There's a reason that this book has received so many gleaming reviews and is celebrated by so many. In ten days I was transported to 1930s Nazi Germany and fell in love with the story of Liesel Meminger, the book thief.
Firstly, we're introduced to Death. He explains that he is tired of his job and in desperate need of a holiday, but who else would carry the souls the same way that he could? In order to avoid distractions, he rarely looks down at the people who are left behind. The worst part of his job is not collecting the souls of the dead, but glancing down at the pain-stricken family and friends who have been left to grieve.
He prefers to look at the colour of the sky, until he meets Liesel and steals her notebook. The young girls spirit and passion for words enchants him and he retells her story. Liesel has already seen more than any ten year old should have. The death of her brother haunts her, providing her with the most epic and frightening nightmares.

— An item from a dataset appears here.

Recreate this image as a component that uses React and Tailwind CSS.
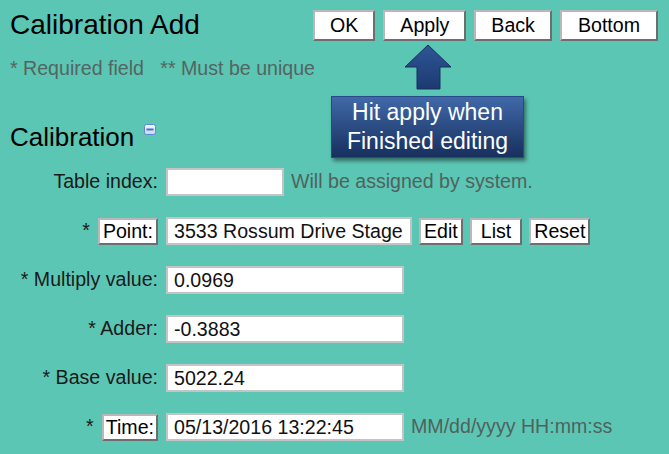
import React from 'react';

const font = { fontFamily: '"Liberation Sans", Arial, sans-serif' };

function Btn({ children, className = '' }) {
  return (
    <button
      className={`bg-white text-black text-[19.6px] leading-[23px] border-2 border-[#b8b8b8] border-r-[#6e6e6e] border-b-[#6e6e6e] ${className}`}
    >
      {children}
    </button>
  );
}

function Field({ value = '', width }) {
  return (
    <div
      className="h-[28px] bg-white border-2 border-[#c4c4c4] pl-[6px] text-[19.6px] leading-[24px] text-[#111] whitespace-nowrap overflow-hidden"
      style={{ width }}
    >
      {value}
    </div>
  );
}

function Row({ label, children }) {
  return (
    <div className="flex items-center h-[28px]">
      <div className="w-[158px] flex justify-end items-center text-[19.6px] text-[#1a1a1a] whitespace-nowrap">{label}</div>
      <div className="ml-2 flex items-center gap-[7px]">{children}</div>
    </div>
  );
}

function CollapseIcon() {
  return (
    <svg width="12" height="11" viewBox="0 0 12 11" className="ml-[10px] -mt-[16px]">
      <defs>
        <linearGradient id="ci" x1="0" y1="0" x2="0" y2="1">
          <stop offset="0" stopColor="#f4f8ff" />
          <stop offset="1" stopColor="#c9d8f6" />
        </linearGradient>
      </defs>
      <rect x="0.5" y="0.5" width="11" height="10" rx="2" fill="url(#ci)" stroke="#5f86db" />
      <rect x="2.5" y="4.5" width="7" height="2" fill="#4a6fc4" />
    </svg>
  );
}

function Arrow() {
  return (
    <svg width="48" height="46" viewBox="0 0 48 46" className="absolute left-[404px] top-[44px]">
      <defs>
        <linearGradient id="ar" x1="0" y1="0" x2="0" y2="1">
          <stop offset="0" stopColor="#2f5697" />
          <stop offset="1" stopColor="#1c3a70" />
        </linearGradient>
      </defs>
      <path d="M24 1 L47 23 L36 23 L36 45 L13 45 L13 23 L1 23 Z" fill="url(#ar)" stroke="#17305c" strokeWidth="1" />
    </svg>
  );
}

export default function App() {
  return (
    <div className="relative w-[669px] h-[454px] overflow-hidden bg-[#5cc6b5]" style={font}>
      {/* header */}
      <div className="flex items-center justify-between pl-[10px] pr-[11px] pt-[9px]">
        <h1 className="text-[28px] leading-[32px] text-black">Calibration Add</h1>
        <div className="flex gap-[8px] h-[31px]">
          <Btn className="px-[15px]">OK</Btn>
          <Btn className="px-[15px]">Apply</Btn>
          <Btn className="px-[15px]">Back</Btn>
          <Btn className="px-[16px]">Bottom</Btn>
        </div>
      </div>

      <p className="pl-[10px] mt-[16px] text-[19.6px] leading-[22px] text-[#536560] whitespace-pre">
        {'* Required field   ** Must be unique'}
      </p>

      <h2 className="pl-[10px] mt-[44px] flex items-center text-[26px] leading-[28px] text-black">
        Calibration
        <CollapseIcon />
      </h2>

      {/* form */}
      <div className="mt-[17px] flex flex-col gap-[21px]">
        <Row label="Table index:">
          <Field width={118} />
          <span className="text-[19.6px] text-[#4f625d] whitespace-nowrap">Will be assigned by system.</span>
        </Row>
        <Row label={<><span className="mr-[8px]">*</span><Btn className="px-[3px] h-[27px]">Point:</Btn></>}>
          <Field width={246} value="3533 Rossum Drive Stage" />
          <div className="flex gap-[7px]">
            <Btn className="px-[3px] h-[27px]">Edit</Btn>
            <Btn className="px-[9px] h-[27px]">List</Btn>
            <Btn className="px-[3px] h-[27px]">Reset</Btn>
          </div>
        </Row>
        <Row label="* Multiply value:">
          <Field width={238} value="0.0969" />
        </Row>
        <Row label="* Adder:">
          <Field width={238} value="-0.3883" />
        </Row>
        <Row label="* Base value:">
          <Field width={238} value="5022.24" />
        </Row>
        <Row label={<><span className="mr-[8px]">*</span><Btn className="px-[2px] h-[27px]">Time:</Btn></>}>
          <Field width={238} value="05/13/2016 13:22:45" />
          <span className="text-[19.6px] text-[#4f625d] whitespace-nowrap">MM/dd/yyyy HH:mm:ss</span>
        </Row>
      </div>

      {/* callout overlay */}
      <Arrow />
      <div className="absolute left-[331px] top-[96px] w-[193px] h-[62px] border border-[#284a86] bg-gradient-to-b from-[#4169a9] to-[#17305e] shadow-[2px_3px_4px_rgba(0,0,0,0.45)] flex flex-col items-center justify-center text-white text-[23px] leading-[29px]">
        <span>Hit apply when</span>
        <span>Finished editing</span>
      </div>
    </div>
  );
}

Her mother gives her up to a foster family, due to her ill-health and she is never seen or heard from again. Although her new carers love Liesel, there's still something missing. Set in Germany in 1939, she is apart of the Hitler Youth and the majority of the nation has been brainwashed by the words of Hitler.
This novel explores the beauty and the power that words can have. They can control a whole nation, but they can awaken people, too. Liesel finds her place and purpose in words and begins stealing novels. First to help her to read and then to offer an escape. They will eventually lead her into telling her own story.
Markus introduces a wide range of characters and families. Each with their own problems and each psychologically whole. It can often be difficult for an author to include so many different characters and have the reader keep up, but he does this flawlessly. Liesel's relationships with her Papa, her best friend, Rudy and Jewish boy, Max become central to the story. It's wonderful to see each one unfold and develop.
It's a strange mix of humour, devastation and hope. You'll feel a wide scope of emotions when reading this novel. I cried because I was heartbroken, but I also cried because I was relieved. (Disclaimer: there was a lot of crying!)
Have you read The Book Thief? What did you think?